INTERIOR: Glazed ceramic wall tiling to entrance lobby. Central stone stair with elaborate, swirling, foliate-patterned, wrought-iron balustrade and polished timber handrail. Various secondary stone stairs, some with simple metal balustrades and timber handrails. Council Chamber with highly ornate timber chimneypiece bearing Hawick coat of arms; matching furniture; timber-beamed ceiling. Former Police Court with panelled detailing to central, ridge-roofed skylight. Galleried principal function room with slender cast-iron columns (see NOTES). 6-panel timber doors and half-glazed, timber-panelled doors with stained glass in principal public areas; 4-panel timber doors in office areas. Some tongue-and-groove panelling to dado height.

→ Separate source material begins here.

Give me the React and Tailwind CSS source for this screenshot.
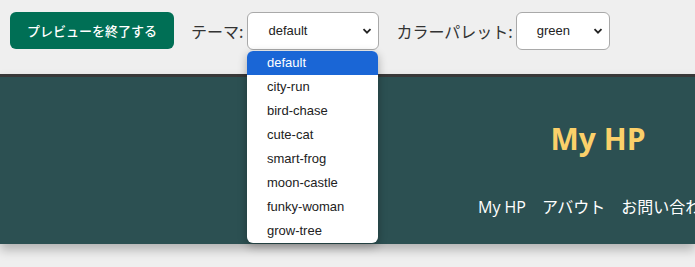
import React from 'react';

const themes = ['default', 'city-run', 'bird-chase', 'cute-cat', 'smart-frog', 'moon-castle', 'funky-woman', 'grow-tree'];

function Chevron() {
  return (
    <svg className="w-[10px] h-[10px]" viewBox="0 0 10 10">
      <path d="M1.5 3.2 L5 6.7 L8.5 3.2" fill="none" stroke="#222" strokeWidth="1.8" />
    </svg>
  );
}

function FakeSelect({ value, width }) {
  return (
    <div
      className={`h-[38px] ${width} bg-white border border-[#a9a9a9] rounded-[6px] flex items-center justify-between pl-[20px] pr-[6px] text-[13px] text-[#222]`}
      style={{ fontFamily: 'Arial, "Liberation Sans", sans-serif' }}
    >
      <span>{value}</span>
      <Chevron />
    </div>
  );
}

export default function App() {
  return (
    <div className="relative w-[695px] h-[267px] overflow-hidden bg-[#efefef]" style={{ fontFamily: '"Noto Sans CJK JP", sans-serif' }}>
      {/* Preview toolbar */}
      <div className="h-[74px] flex items-start pl-[10px] pt-[12px]">
        <button className="h-[37px] w-[164px] rounded-[6px] bg-[#006f55] text-white text-[13px] font-medium">
          プレビューを終了する
        </button>
        <span className="ml-[17px] mr-[4px] h-[38px] flex items-center text-[16px] text-[#333]">テーマ:</span>
        <FakeSelect value="default" width="w-[132px]" />
        <span className="ml-[17px] mr-[3px] h-[38px] flex items-center text-[16px] text-[#333]">カラーパレット:</span>
        <FakeSelect value="green" width="w-[94px]" />
      </div>

      {/* Site header */}
      <div className="h-[170px] border-t-[3px] border-[#383838] bg-[#2c5052] shadow-[0_6px_10px_rgba(0,0,0,0.25)]">
        <div className="flex flex-col items-center w-[240px] ml-[478px] pt-[42px]" style={{ fontFamily: '"Open Sans", "Noto Sans CJK JP", sans-serif' }}>
          <h1 className="text-[30px] font-bold text-[#fbd06a] leading-[40px]">My HP</h1>
          <nav className="mt-[36px] flex gap-[16px] text-[16px] text-white whitespace-nowrap self-start">
            <span>My HP</span>
            <span>アバウト</span>
            <span>お問い合わせ</span>
          </nav>
        </div>
      </div>

      {/* Open theme dropdown */}
      <div
        className="absolute left-[247px] top-[51px] w-[131px] bg-white rounded-[6px] overflow-hidden shadow-[0_3px_10px_rgba(0,0,0,0.3)] text-[13px] text-[#222]"
        style={{ fontFamily: 'Arial, "Liberation Sans", sans-serif' }}
      >
        {themes.map((t, i) => (
          <div key={t} className={`h-[24px] flex items-center pl-[20px] ${i === 0 ? 'bg-[#1a66d6] text-white' : ''}`}>
            {t}
          </div>
        ))}
      </div>
    </div>
  );
}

44 HIGH STREET: 3-storey and attic, ridge-roofed tenement and shop, with 9 bays to ground floor, 4 bays above, and 2 canted dormers. Painted, tooled ashlar with raised, painted, polished dressings. Base course; plain fascia; eaves course. Arcaded, plain-pilastered ground floor, with door to 2nd bay from right and pend entrance with rectangular fanlight to outer left. Regular fenestration to upper floors, with raised ashlar margins and projecting cills.
Fixed plate glass to ground floor; 4-pane glazing in timber sash and case windows above. Grey slate roof with metal ridge. Coped sandstone ashlar stack
Statement of Special Interest
An outstanding late-19th-century Scottish Baronial town hall, situated on a prominent corner site at the centre of Hawick's High Street and with a tower that has a commanding presence over the whole town.
James Campbell Walker (1821-88) was an Edinburgh architect who trained in the office of the highly prominent architect William Burn (1789-70) and his successor David Bryce (1803-76), setting up practice on his own account in 1856/7. He won the commission for Hawick Town Hall in a competition of 1883, and his plans were executed by builders John & William Marshall at a cost of £16,000. Like Dunfermline Town Hall - a commission Campbell had secured in a competition of 1875 - Hawick Town Hall is in a Franco-Scottish style which is strongly reminiscent of Bryce's work.
The principal function room has a false ceiling concealing the original plasterwork of the basket-arched roof, which is still visible from the stage. The building originally housed a police station as well as municipal offices; the cells remain along a corridor towards the rear. The lesser function hall was added at the rear in the 1950s or 1960s. List description revised and category changed from B to A following resurvey (2008).